THE TASK.
Pull each line holding "page" out of the entries below.

DATA TO PROCESS.

··········

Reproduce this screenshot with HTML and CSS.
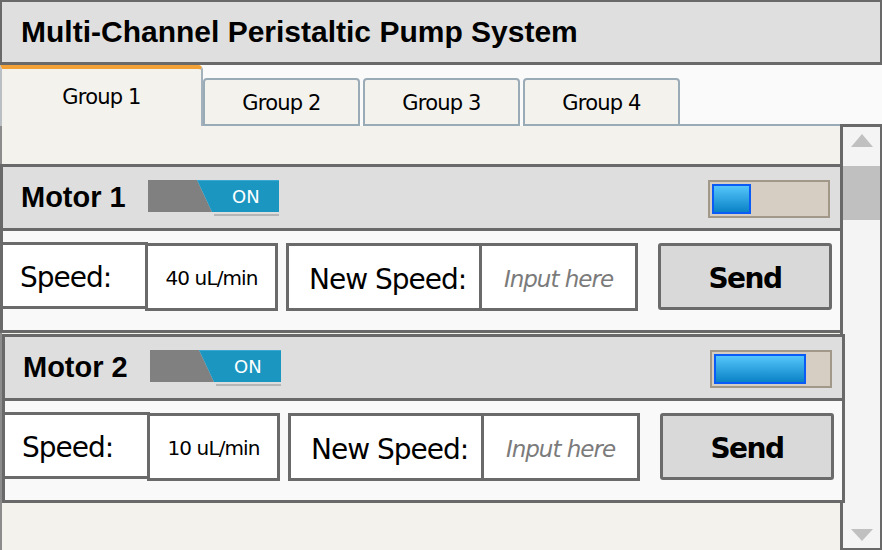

··········

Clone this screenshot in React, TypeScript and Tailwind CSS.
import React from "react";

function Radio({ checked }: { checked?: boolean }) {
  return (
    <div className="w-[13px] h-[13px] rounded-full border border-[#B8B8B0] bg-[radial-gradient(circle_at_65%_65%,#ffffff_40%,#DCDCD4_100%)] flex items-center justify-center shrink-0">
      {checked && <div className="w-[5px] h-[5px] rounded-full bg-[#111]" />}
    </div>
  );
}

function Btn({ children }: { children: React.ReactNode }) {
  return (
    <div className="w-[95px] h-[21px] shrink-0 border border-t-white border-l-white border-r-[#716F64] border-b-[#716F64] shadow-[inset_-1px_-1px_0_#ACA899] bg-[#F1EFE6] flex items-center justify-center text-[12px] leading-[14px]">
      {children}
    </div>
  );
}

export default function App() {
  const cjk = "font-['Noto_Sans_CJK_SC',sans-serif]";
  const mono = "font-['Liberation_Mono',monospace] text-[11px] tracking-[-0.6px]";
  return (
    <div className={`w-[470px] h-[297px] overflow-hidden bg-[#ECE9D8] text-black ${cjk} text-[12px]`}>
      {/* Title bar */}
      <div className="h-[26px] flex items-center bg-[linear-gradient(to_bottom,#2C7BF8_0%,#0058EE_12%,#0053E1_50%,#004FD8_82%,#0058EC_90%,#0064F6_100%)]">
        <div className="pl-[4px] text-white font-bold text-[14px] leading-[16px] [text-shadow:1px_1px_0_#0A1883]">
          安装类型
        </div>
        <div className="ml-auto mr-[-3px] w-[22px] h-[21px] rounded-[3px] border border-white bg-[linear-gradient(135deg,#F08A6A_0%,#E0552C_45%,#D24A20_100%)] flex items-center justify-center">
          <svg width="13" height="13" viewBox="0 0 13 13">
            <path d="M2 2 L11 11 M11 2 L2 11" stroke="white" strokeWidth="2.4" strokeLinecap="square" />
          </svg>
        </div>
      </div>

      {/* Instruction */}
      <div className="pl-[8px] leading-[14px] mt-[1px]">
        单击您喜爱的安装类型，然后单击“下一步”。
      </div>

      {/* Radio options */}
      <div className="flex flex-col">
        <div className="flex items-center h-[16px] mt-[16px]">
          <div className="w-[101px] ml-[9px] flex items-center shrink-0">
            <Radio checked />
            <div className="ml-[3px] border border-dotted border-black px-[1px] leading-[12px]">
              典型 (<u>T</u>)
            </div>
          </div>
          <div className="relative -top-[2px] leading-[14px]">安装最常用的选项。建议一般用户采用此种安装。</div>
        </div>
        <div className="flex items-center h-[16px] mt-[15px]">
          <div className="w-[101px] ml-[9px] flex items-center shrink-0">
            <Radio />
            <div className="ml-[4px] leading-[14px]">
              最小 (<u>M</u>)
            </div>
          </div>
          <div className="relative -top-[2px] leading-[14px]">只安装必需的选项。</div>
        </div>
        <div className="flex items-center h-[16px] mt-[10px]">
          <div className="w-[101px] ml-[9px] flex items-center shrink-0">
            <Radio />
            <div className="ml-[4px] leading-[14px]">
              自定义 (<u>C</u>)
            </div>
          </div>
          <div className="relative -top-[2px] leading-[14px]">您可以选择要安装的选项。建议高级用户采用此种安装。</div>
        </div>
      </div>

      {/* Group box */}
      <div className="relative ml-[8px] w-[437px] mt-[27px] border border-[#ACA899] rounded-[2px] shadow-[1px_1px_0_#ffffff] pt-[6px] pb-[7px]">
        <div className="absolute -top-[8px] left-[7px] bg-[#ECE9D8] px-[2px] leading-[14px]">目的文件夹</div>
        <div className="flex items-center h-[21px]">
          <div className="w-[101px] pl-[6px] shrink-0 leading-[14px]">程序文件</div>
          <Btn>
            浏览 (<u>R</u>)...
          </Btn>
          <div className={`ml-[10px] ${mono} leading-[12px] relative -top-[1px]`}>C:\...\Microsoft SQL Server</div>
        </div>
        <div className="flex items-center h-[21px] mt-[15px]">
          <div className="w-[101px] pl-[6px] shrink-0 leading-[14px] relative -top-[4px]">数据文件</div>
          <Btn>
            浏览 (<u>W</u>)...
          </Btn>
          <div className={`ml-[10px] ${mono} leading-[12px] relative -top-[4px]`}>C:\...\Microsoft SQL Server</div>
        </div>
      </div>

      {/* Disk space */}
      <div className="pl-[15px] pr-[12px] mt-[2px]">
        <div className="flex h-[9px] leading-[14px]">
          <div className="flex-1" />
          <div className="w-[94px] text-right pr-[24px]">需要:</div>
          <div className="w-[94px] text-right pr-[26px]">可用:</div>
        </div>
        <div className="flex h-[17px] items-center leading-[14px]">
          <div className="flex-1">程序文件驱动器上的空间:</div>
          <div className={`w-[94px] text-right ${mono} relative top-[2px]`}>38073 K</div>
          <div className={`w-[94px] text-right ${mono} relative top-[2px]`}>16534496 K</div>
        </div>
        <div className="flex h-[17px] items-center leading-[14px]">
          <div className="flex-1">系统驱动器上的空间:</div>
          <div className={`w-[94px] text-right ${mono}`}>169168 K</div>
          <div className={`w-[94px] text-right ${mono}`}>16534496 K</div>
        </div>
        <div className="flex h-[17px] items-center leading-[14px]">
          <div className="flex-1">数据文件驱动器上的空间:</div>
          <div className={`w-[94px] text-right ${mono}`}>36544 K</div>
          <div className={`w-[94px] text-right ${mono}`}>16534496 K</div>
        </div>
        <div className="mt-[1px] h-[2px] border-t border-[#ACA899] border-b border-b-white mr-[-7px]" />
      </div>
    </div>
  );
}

··········

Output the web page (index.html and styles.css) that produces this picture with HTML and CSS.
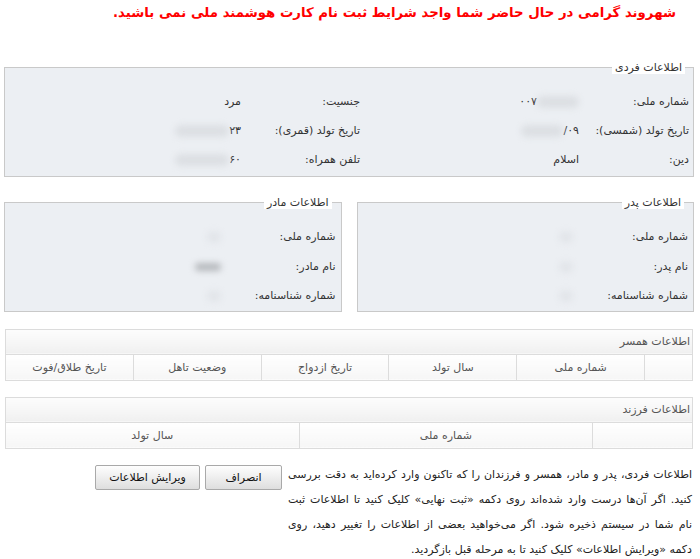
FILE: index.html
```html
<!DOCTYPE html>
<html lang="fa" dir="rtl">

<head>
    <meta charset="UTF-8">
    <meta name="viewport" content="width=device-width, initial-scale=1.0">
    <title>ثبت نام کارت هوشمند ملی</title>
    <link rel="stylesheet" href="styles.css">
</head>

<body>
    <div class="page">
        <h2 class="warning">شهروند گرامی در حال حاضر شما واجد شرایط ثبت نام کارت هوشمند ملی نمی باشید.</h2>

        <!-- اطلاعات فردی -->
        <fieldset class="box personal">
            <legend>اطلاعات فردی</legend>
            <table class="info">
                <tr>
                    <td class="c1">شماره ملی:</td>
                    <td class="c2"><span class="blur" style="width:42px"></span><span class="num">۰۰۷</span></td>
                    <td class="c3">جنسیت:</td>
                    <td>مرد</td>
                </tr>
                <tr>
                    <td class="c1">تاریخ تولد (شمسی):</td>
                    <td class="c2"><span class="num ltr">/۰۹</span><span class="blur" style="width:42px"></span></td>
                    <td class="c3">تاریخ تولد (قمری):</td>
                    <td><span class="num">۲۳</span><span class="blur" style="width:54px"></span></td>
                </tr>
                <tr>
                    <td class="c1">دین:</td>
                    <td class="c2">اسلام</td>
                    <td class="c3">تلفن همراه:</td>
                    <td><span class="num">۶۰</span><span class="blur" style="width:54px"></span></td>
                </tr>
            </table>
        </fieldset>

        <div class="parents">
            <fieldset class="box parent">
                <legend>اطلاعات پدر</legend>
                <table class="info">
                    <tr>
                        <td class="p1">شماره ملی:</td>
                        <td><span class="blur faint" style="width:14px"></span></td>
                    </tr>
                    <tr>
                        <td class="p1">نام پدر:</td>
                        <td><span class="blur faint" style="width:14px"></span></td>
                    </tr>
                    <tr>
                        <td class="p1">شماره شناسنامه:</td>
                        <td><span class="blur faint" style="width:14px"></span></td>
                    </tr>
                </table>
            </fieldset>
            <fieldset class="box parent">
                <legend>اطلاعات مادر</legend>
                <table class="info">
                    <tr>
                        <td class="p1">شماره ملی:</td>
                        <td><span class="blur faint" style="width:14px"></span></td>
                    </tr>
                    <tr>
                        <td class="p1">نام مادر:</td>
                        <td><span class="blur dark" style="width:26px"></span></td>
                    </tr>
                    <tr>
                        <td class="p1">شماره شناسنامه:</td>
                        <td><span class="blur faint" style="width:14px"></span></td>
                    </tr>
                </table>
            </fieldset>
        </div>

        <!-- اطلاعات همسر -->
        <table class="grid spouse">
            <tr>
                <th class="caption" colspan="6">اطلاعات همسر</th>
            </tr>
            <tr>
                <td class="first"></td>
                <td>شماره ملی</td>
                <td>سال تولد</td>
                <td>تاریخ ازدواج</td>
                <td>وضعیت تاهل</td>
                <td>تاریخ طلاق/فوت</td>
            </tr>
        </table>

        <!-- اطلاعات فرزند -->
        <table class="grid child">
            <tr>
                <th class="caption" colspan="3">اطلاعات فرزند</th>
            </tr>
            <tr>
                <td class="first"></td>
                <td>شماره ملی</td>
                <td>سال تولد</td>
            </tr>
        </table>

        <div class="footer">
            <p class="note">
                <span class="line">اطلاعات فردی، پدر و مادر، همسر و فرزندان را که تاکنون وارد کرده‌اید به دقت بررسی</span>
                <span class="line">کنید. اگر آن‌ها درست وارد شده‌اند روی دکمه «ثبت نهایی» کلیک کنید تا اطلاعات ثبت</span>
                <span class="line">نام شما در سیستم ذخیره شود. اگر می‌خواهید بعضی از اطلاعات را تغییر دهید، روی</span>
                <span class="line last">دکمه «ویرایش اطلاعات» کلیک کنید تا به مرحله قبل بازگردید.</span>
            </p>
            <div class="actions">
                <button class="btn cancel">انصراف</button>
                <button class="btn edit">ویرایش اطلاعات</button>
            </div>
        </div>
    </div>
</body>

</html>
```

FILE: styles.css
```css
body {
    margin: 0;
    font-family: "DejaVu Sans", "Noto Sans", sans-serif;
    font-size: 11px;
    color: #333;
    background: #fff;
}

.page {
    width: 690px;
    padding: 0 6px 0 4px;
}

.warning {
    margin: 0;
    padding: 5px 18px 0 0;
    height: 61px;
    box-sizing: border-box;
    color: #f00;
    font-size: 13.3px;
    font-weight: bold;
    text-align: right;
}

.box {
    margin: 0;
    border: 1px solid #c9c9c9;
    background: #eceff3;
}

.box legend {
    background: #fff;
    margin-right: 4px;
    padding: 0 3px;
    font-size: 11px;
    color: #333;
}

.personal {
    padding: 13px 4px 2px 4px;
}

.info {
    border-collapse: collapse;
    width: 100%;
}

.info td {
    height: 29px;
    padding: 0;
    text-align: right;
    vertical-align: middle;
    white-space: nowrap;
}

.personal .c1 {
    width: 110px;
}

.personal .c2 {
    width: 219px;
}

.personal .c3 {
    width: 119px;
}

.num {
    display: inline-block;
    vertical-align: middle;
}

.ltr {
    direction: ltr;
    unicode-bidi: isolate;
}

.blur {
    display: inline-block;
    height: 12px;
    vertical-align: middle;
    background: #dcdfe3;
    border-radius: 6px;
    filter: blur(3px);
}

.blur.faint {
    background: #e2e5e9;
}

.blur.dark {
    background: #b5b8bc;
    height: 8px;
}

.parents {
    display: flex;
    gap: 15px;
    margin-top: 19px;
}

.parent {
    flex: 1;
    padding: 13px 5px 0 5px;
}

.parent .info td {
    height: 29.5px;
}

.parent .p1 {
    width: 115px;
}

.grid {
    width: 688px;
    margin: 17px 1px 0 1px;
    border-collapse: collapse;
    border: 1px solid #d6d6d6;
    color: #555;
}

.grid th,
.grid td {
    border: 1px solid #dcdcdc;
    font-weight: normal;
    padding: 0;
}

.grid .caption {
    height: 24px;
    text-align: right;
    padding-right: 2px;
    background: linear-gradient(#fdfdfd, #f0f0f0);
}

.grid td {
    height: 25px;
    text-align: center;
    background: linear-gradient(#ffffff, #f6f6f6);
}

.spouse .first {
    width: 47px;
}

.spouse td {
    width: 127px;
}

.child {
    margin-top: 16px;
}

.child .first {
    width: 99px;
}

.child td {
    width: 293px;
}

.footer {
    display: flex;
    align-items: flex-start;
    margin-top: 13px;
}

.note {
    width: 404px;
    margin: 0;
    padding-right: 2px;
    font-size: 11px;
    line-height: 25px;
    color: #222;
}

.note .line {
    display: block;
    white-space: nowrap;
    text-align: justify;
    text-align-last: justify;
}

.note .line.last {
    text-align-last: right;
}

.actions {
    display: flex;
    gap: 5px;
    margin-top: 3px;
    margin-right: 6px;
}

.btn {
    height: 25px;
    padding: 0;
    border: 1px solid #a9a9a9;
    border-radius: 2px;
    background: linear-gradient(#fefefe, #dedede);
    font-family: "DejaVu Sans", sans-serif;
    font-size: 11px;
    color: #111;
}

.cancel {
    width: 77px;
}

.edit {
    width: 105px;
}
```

··········

ANSWER IN FULL.
Output the web page (index.html and styles.css) that produces this picture with HTML and CSS.
    <div class="page">
.page {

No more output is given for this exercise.